Editorial Analysis for IAS - Challenges to Fiscal Federalism in India

Challenges to Fiscal Federalism in India

Context:

  • With coming in of the GST regime, the states have lost their revenue generating capacity and with waning away of the Planning Commission, there are apprehensions about the weakening of the principle of Fiscal Federalism in India.
Background:
  • Even from the Nehruvian era there was inclination towards centralization of fiscal powers as it was justified that it was required to address the concerns of socio-economic and regional disparities.
  • After that Planning commission played a huge role in terms of fiscal transfers to the states but even this erstwhile institution has been abolished after 2014.
  • Now it is the Finance Commission which has become a major means of fiscal transfer.
  • But the Finance Commission has been subject to accusations of being a politicised institution with arbitrariness and inherent bias towards the Union government.
Capabilities of the States:
  • The current capability of States to finance their expenditures from their own revenues has declined significantly from 69% in 1955-56 to less than 38% in 2019-20.
  • As a matter of fact, the expenditure of the states have been increasing significantly but their revenues remain stagnant.
  • As many of the earlier taxes have been subsumed within the GST, the states have only been left with petroleum products, electricity and alcohol for their revenue.
  • Even though the devolution of taxes was increased from 32% to 42% after the recommendation of Fourteenth Finance Commission, the non-divisive pool of the cess and surcharges were increased.

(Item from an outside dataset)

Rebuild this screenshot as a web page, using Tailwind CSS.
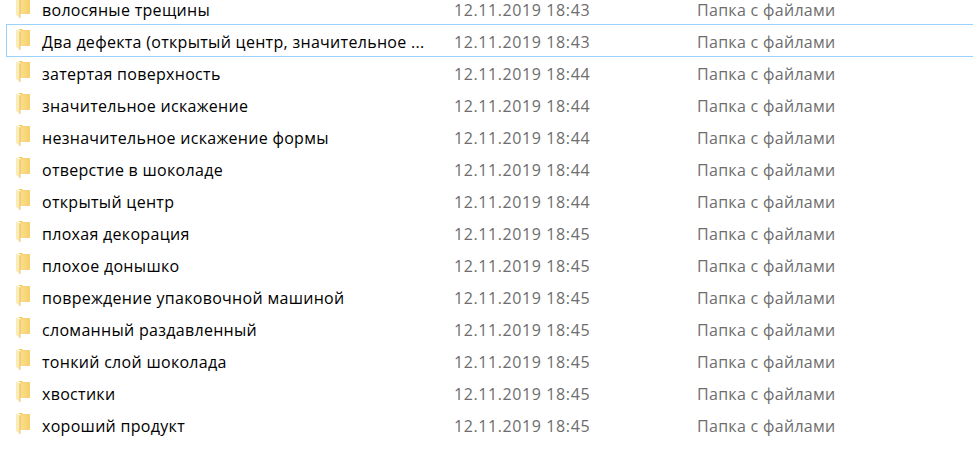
<!DOCTYPE html>
<html lang="ru">
<head>
  <meta charset="UTF-8">
  <title>Папки</title>
  <script src="https://cdn.jsdelivr.net/npm/@tailwindcss/browser@4"></script>
</head>
<body class="bg-white overflow-hidden h-[474px] font-['Open_Sans',sans-serif] text-[16px]">
  <svg width="0" height="0" class="absolute">
    <defs>
      <linearGradient id="body" x1="0" x2="1" y1="0" y2="0">
        <stop offset="0" stop-color="#fbe08e"/>
        <stop offset="1" stop-color="#f6cf6b"/>
      </linearGradient>
    </defs>
    <symbol id="folder" viewBox="0 0 14 21">
      <path d="M1 0h5l1 1h7v16H4V1z" fill="#f3cd6c"/>
      <path d="M4 1.500h10V17H4z" fill="url(#body)"/>
      <path d="M0 .5l4 2V21L0 18z" fill="#fdebb4"/>
      <path d="M4 2.500V21" stroke="#dcb35a" stroke-width=".8" fill="none"/>
    </symbol>
  </svg>

  <div class="-mt-[8px] text-[#6d6d6d]">
    <div class="flex items-center w-[980px] h-8 ml-[6px] pl-[9px] border border-transparent">
      <svg class="w-[14px] h-[21px] shrink-0 -mt-[2px]"><use href="#folder"/></svg>
      <span class="w-[424px] pl-[12px] pt-[4px] text-black tracking-[.3px] whitespace-nowrap">волосяные трещины</span>
      <span class="w-[243px] pt-[4px] tracking-[.6px]">12.11.2019 18:43</span>
      <span class="pt-[4px] tracking-[.3px]">Папка с файлами</span>
    </div>
    <div class="flex items-center w-[980px] h-[33px] -mb-[1px] ml-[6px] pl-[9px] border border-[#99d1ff]">
      <svg class="w-[14px] h-[21px] shrink-0 -mt-[3px]"><use href="#folder"/></svg>
      <span class="w-[424px] pl-[12px] pt-[3px] text-black tracking-[.3px] whitespace-nowrap">Два дефекта (открытый центр, значительное ...</span>
      <span class="w-[243px] pt-[3px] tracking-[.6px]">12.11.2019 18:43</span>
      <span class="pt-[3px] tracking-[.3px]">Папка с файлами</span>
    </div>
    <div class="flex items-center w-[980px] h-8 ml-[6px] pl-[9px] border border-transparent">
      <svg class="w-[14px] h-[21px] shrink-0 -mt-[2px]"><use href="#folder"/></svg>
      <span class="w-[424px] pl-[12px] pt-[4px] text-black tracking-[.3px] whitespace-nowrap">затертая поверхность</span>
      <span class="w-[243px] pt-[4px] tracking-[.6px]">12.11.2019 18:44</span>
      <span class="pt-[4px] tracking-[.3px]">Папка с файлами</span>
    </div>
    <div class="flex items-center w-[980px] h-8 ml-[6px] pl-[9px] border border-transparent">
      <svg class="w-[14px] h-[21px] shrink-0 -mt-[2px]"><use href="#folder"/></svg>
      <span class="w-[424px] pl-[12px] pt-[4px] text-black tracking-[.3px] whitespace-nowrap">значительное искажение</span>
      <span class="w-[243px] pt-[4px] tracking-[.6px]">12.11.2019 18:44</span>
      <span class="pt-[4px] tracking-[.3px]">Папка с файлами</span>
    </div>
    <div class="flex items-center w-[980px] h-8 ml-[6px] pl-[9px] border border-transparent">
      <svg class="w-[14px] h-[21px] shrink-0 -mt-[2px]"><use href="#folder"/></svg>
      <span class="w-[424px] pl-[12px] pt-[4px] text-black tracking-[.3px] whitespace-nowrap">незначительное искажение формы</span>
      <span class="w-[243px] pt-[4px] tracking-[.6px]">12.11.2019 18:44</span>
      <span class="pt-[4px] tracking-[.3px]">Папка с файлами</span>
    </div>
    <div class="flex items-center w-[980px] h-8 ml-[6px] pl-[9px] border border-transparent">
      <svg class="w-[14px] h-[21px] shrink-0 -mt-[2px]"><use href="#folder"/></svg>
      <span class="w-[424px] pl-[12px] pt-[4px] text-black tracking-[.3px] whitespace-nowrap">отверстие в шоколаде</span>
      <span class="w-[243px] pt-[4px] tracking-[.6px]">12.11.2019 18:44</span>
      <span class="pt-[4px] tracking-[.3px]">Папка с файлами</span>
    </div>
    <div class="flex items-center w-[980px] h-8 ml-[6px] pl-[9px] border border-transparent">
      <svg class="w-[14px] h-[21px] shrink-0 -mt-[2px]"><use href="#folder"/></svg>
      <span class="w-[424px] pl-[12px] pt-[4px] text-black tracking-[.3px] whitespace-nowrap">открытый центр</span>
      <span class="w-[243px] pt-[4px] tracking-[.6px]">12.11.2019 18:44</span>
      <span class="pt-[4px] tracking-[.3px]">Папка с файлами</span>
    </div>
    <div class="flex items-center w-[980px] h-8 ml-[6px] pl-[9px] border border-transparent">
      <svg class="w-[14px] h-[21px] shrink-0 -mt-[2px]"><use href="#folder"/></svg>
      <span class="w-[424px] pl-[12px] pt-[4px] text-black tracking-[.3px] whitespace-nowrap">плохая декорация</span>
      <span class="w-[243px] pt-[4px] tracking-[.6px]">12.11.2019 18:45</span>
      <span class="pt-[4px] tracking-[.3px]">Папка с файлами</span>
    </div>
    <div class="flex items-center w-[980px] h-8 ml-[6px] pl-[9px] border border-transparent">
      <svg class="w-[14px] h-[21px] shrink-0 -mt-[2px]"><use href="#folder"/></svg>
      <span class="w-[424px] pl-[12px] pt-[4px] text-black tracking-[.3px] whitespace-nowrap">плохое донышко</span>
      <span class="w-[243px] pt-[4px] tracking-[.6px]">12.11.2019 18:45</span>
      <span class="pt-[4px] tracking-[.3px]">Папка с файлами</span>
    </div>
    <div class="flex items-center w-[980px] h-8 ml-[6px] pl-[9px] border border-transparent">
      <svg class="w-[14px] h-[21px] shrink-0 -mt-[2px]"><use href="#folder"/></svg>
      <span class="w-[424px] pl-[12px] pt-[4px] text-black tracking-[.3px] whitespace-nowrap">повреждение упаковочной машиной</span>
      <span class="w-[243px] pt-[4px] tracking-[.6px]">12.11.2019 18:45</span>
      <span class="pt-[4px] tracking-[.3px]">Папка с файлами</span>
    </div>
    <div class="flex items-center w-[980px] h-8 ml-[6px] pl-[9px] border border-transparent">
      <svg class="w-[14px] h-[21px] shrink-0 -mt-[2px]"><use href="#folder"/></svg>
      <span class="w-[424px] pl-[12px] pt-[4px] text-black tracking-[.3px] whitespace-nowrap">сломанный раздавленный</span>
      <span class="w-[243px] pt-[4px] tracking-[.6px]">12.11.2019 18:45</span>
      <span class="pt-[4px] tracking-[.3px]">Папка с файлами</span>
    </div>
    <div class="flex items-center w-[980px] h-8 ml-[6px] pl-[9px] border border-transparent">
      <svg class="w-[14px] h-[21px] shrink-0 -mt-[2px]"><use href="#folder"/></svg>
      <span class="w-[424px] pl-[12px] pt-[4px] text-black tracking-[.3px] whitespace-nowrap">тонкий слой шоколада</span>
      <span class="w-[243px] pt-[4px] tracking-[.6px]">12.11.2019 18:45</span>
      <span class="pt-[4px] tracking-[.3px]">Папка с файлами</span>
    </div>
    <div class="flex items-center w-[980px] h-8 ml-[6px] pl-[9px] border border-transparent">
      <svg class="w-[14px] h-[21px] shrink-0 -mt-[2px]"><use href="#folder"/></svg>
      <span class="w-[424px] pl-[12px] pt-[4px] text-black tracking-[.3px] whitespace-nowrap">хвостики</span>
      <span class="w-[243px] pt-[4px] tracking-[.6px]">12.11.2019 18:45</span>
      <span class="pt-[4px] tracking-[.3px]">Папка с файлами</span>
    </div>
    <div class="flex items-center w-[980px] h-8 ml-[6px] pl-[9px] border border-transparent">
      <svg class="w-[14px] h-[21px] shrink-0 -mt-[2px]"><use href="#folder"/></svg>
      <span class="w-[424px] pl-[12px] pt-[4px] text-black tracking-[.3px] whitespace-nowrap">хороший продукт</span>
      <span class="w-[243px] pt-[4px] tracking-[.6px]">12.11.2019 18:45</span>
      <span class="pt-[4px] tracking-[.3px]">Папка с файлами</span>
    </div>
  </div>
</body>
</html>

  • This non-divisive pool in the Centre’s gross tax revenues shot up to 15.7% in 2020 from 9.43% in 2012, shrinking the divisible pool of resources for transfers to States. 

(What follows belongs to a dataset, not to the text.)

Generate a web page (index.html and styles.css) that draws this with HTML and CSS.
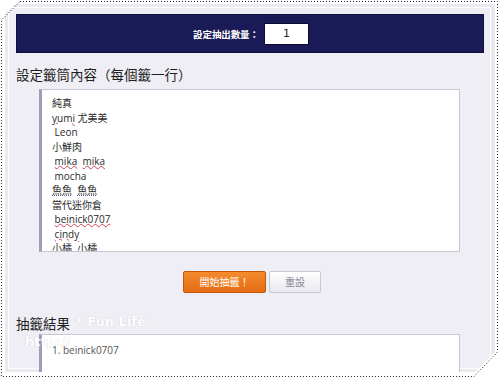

Centrally Sponsored Scheme:
  • At present there are around 131 centrally sponsored schemes, with only a few of them accounting for 90% of the allocation, and States required to pitch in their share.
  • The states spend about 25% to 40% as matching grants at the expense of their priorities.
  • These schemes, driven by the one-size-fits-all approach, are given precedence over State schemes, undermining the electorally mandated democratic politics of States.